Net-zero by 2050: International agreement reached by aviation sector
Following two weeks of negotiations between 184 nations, an international agreement to bring the aviation sector’s emissions to net-zero by 2050 has been struck.
The agreement on the new so-called ‘long-term aspirational goal’ was reached in Montreal late last week at a meeting of members of the International Civil Aviation Organization (ICAO). The goal applies to airport operations, domestic and international flights – despite nations including Russia and China having pushed for more lenient targets, particularly for international flights. Russia has not set a national net-zero target and China’s has a 2060 deadline.
As the ICAO is not a regulator, it has no legal powers to hold nations or businesses to account for failing to meet the commitments. It is up to nations to interpret how they, specifically, will deliver against its international commitments.
The ICAO has stated that all national aviation sectors will need to use offsetting to reach the net-zero goal. As well as the agreement of the 2050 net-zero emissions, the meeting saw the completion of a review of the Carbon Offsetting and Reduction Scheme for International Aviation (CORSIA). The ICAO was initially set to use the 2019-2020 financial year as the baseline for capping the sector’s emissions, but will now use the 2019 calendar year, as the Covid-19 pandemic impacted flights in 2020. The sector will need to cap its net emissions at 85% of 2019 levels from 2024 to 2030. A new cap will then be negotiated ahead of 2030.

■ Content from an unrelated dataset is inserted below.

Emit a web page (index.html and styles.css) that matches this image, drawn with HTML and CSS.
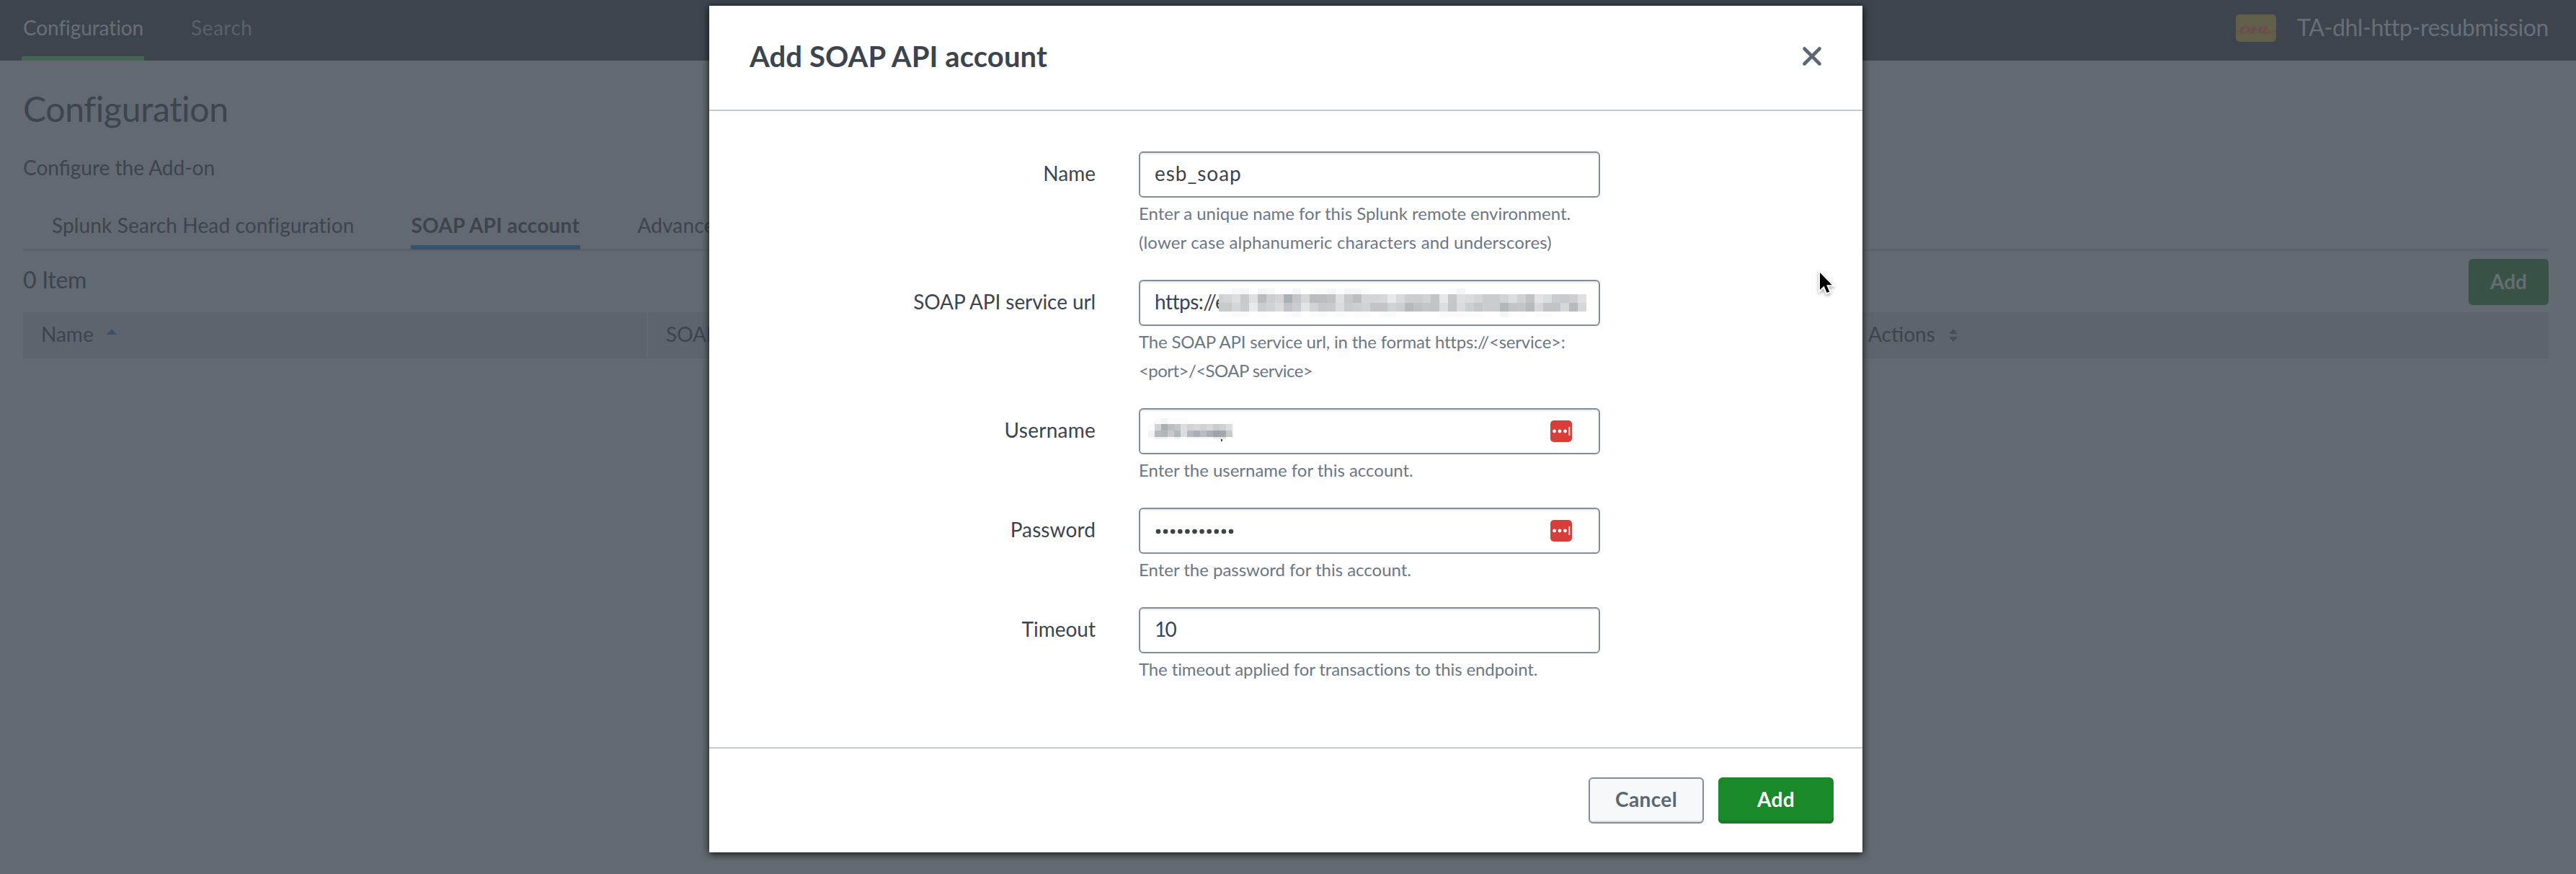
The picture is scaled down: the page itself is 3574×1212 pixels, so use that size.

The ICAO’s secretary-general Juan Carlos Salazar said the meeting saw some “tremendous and very important diplomatic progress”.
UK Transport Secretary Anne-Marie Trevelyan said the goal being agreed was “a historic milestone, not just for the future of flying, but for the wider international commitment to achieve net-zero”.
Some environmental groups have disagreed, expressing disappointment that the agreement leaves room for over-reliance on offsetting rather than actually reducing absolute emissions from the sector. Transport & Environment has called the goal “empty” and “disappointing”.
The group’s aviation director Jo Dardenne said: “ Let’s not pretend that a non-binding goal will get aviation down to zero. If countries and industry are serious about this aspirational goal, they should stop bullying the EU out of its plans to finally price emissions from departing flights. The EU should not wait for more empty promises to move ahead with its Sustainable Aviation Fuel (SAF) mandate and pricing of departing flights.”
Transport & Environment has long lobbied for an increased price on kerosene for governments to cap airport and airline expansion where necessary to meet climate goals without over-offsetting.